We started by learning about:

  • DfE as an organisation
  • digital, data and technology
  • roles and responsibilities
  • accessibility, data protection and cyber security

The design ops team shared insights from a discovery piece of work that identified an opportunity to support service teams to maintain complaint accessibility statements.

Reviewing accessibility statements

Through a review of accessibility statements for services with varying levels of compliance, we were able to identify the conditional parts of the statements. This allowed us to find out what data we needed to gather for our service.

We started to capture our insights and the needs of the service on a Lucid board. We completed training and workshops to understand the GOV.UK design style and more about accessibility standards.

Working with the prototype kit

We learned how to use the GOV.UK prototype kit and became familiar with the patterns and components on the design system.

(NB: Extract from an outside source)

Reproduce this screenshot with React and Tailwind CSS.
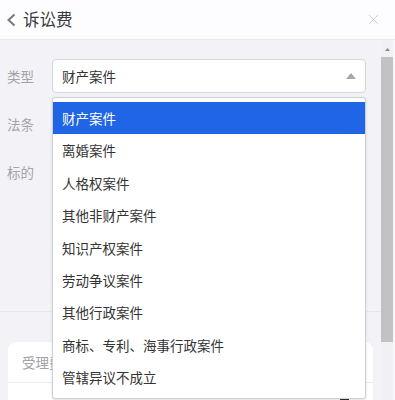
import React from "react";

const options = [
  "财产案件",
  "离婚案件",
  "人格权案件",
  "其他非财产案件",
  "知识产权案件",
  "劳动争议案件",
  "其他行政案件",
  "商标、专利、海事行政案件",
  "管辖异议不成立",
];

function Row({ label, children }) {
  return (
    <div className="flex h-[34px] items-center">
      <div className="w-[52px] pl-[7px] text-[13.5px] text-[#a3a3a8]">{label}</div>
      <div className="relative mr-[15px] h-full flex-1">{children}</div>
    </div>
  );
}

export default function App() {
  return (
    <div
      className="h-[400px] w-[395px] overflow-hidden bg-[#f3f3f7]"
      style={{ fontFamily: '"Noto Sans CJK SC", "Noto Sans", sans-serif' }}
    >
      <header className="flex h-[40px] items-center border-b border-[#e8e8ee] bg-[#fdfdff]">
        <svg className="ml-[6px]" width="11" height="14" viewBox="0 0 11 14">
          <path d="M8.5 1.5 L2.5 7 L8.5 12.5" fill="none" stroke="#7a7a7e" strokeWidth="2" />
        </svg>
        <span className="ml-[6px] text-[16.5px] text-[#3a3a3e]">诉讼费</span>
        <svg className="ml-auto mr-[16px]" width="11" height="11" viewBox="0 0 11 11">
          <path d="M1 1 L10 10 M10 1 L1 10" stroke="#cfcfd4" strokeWidth="1" />
        </svg>
      </header>

      <div className="flex h-[360px]">
        <div className="flex-1">
          <div className="flex flex-col gap-[14px] pt-[19px]">
            <Row label="类型">
              <div className="flex h-full items-center rounded-[4px] border border-[#d6d6dc] bg-white pl-[9px] text-[13.5px] text-[#333]">
                财产案件
                <svg className="ml-auto mr-[9px]" width="10" height="6" viewBox="0 0 10 6">
                  <path d="M0 6 L5 0 L10 6 Z" fill="#a8a8ac" />
                </svg>
              </div>
              <div className="absolute left-0 right-0 top-[38px] z-10 rounded-[3px] border border-[#cfcfd6] bg-white pb-[4px] pt-[4px] shadow-sm">
                {options.map((o, i) => (
                  <div
                    key={o}
                    className={
                      i === 0
                        ? "flex h-[32.4px] items-center bg-[#1f65e6] pl-[9px] text-[13.5px] text-white"
                        : "flex h-[32.4px] items-center pl-[9px] text-[13.5px] text-[#333]"
                    }
                  >
                    {o}
                  </div>
                ))}
              </div>
            </Row>
            <Row label="法条">
              <div className="h-full rounded-[4px] border border-[#d6d6dc] bg-white" />
            </Row>
            <Row label="标的">
              <div className="h-full rounded-[4px] border border-[#d6d6dc] bg-white" />
            </Row>
          </div>
          <div className="h-[123px] border-b border-[#e6e6ec]" />
          <div className="mx-2 mt-[30px] rounded-t-[8px] bg-white">
            <div className="flex h-[41px] items-center border-b border-[#ececf0] pl-[14px] text-[13.5px] text-[#a3a3a8]">
              受理费
            </div>
            <div className="flex h-[20px] items-end">
              <div className="ml-auto mr-[24px] h-[4px] w-[9px] bg-[#333]" />
            </div>
          </div>
        </div>

        <div className="flex w-[12px] flex-col items-center bg-[#f1f1f5]">
          <svg className="mt-[8px]" width="5" height="3" viewBox="0 0 5 3">
            <path d="M0 3 L2.5 0 L5 3 Z" fill="#8a8a8e" />
          </svg>
          <div className="mt-[6px] h-[285px] w-full bg-[#c2c2c4]" />
        </div>
        <div className="w-[2px] bg-[#f8f8fb]" />
      </div>
    </div>
  );
}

Each of us then created a version of the prototype based on the requirements.

This allowed us to see how each of us transposed a low-fi paper prototype, the requirements and the high-level user journey map onto the GOV.UK prototype kit.

When we reviewed our individual prototypes by taking screenshots and putting them in Lucid allowed us to compare our versions and review them with other designers. There were notable differences in our approach, and we were able to identify elements from all of our versions that we would want to take forward.

Minimum viable product

We took our prototype to the user-centred design crew in our portfolio for a peer review.

After a service mapping session, we have arrived at an MVP design that we are now developing in Figma ready for testing with users.

Next steps

We need to conduct our first round of user research to understand our users more and what is needed for the service.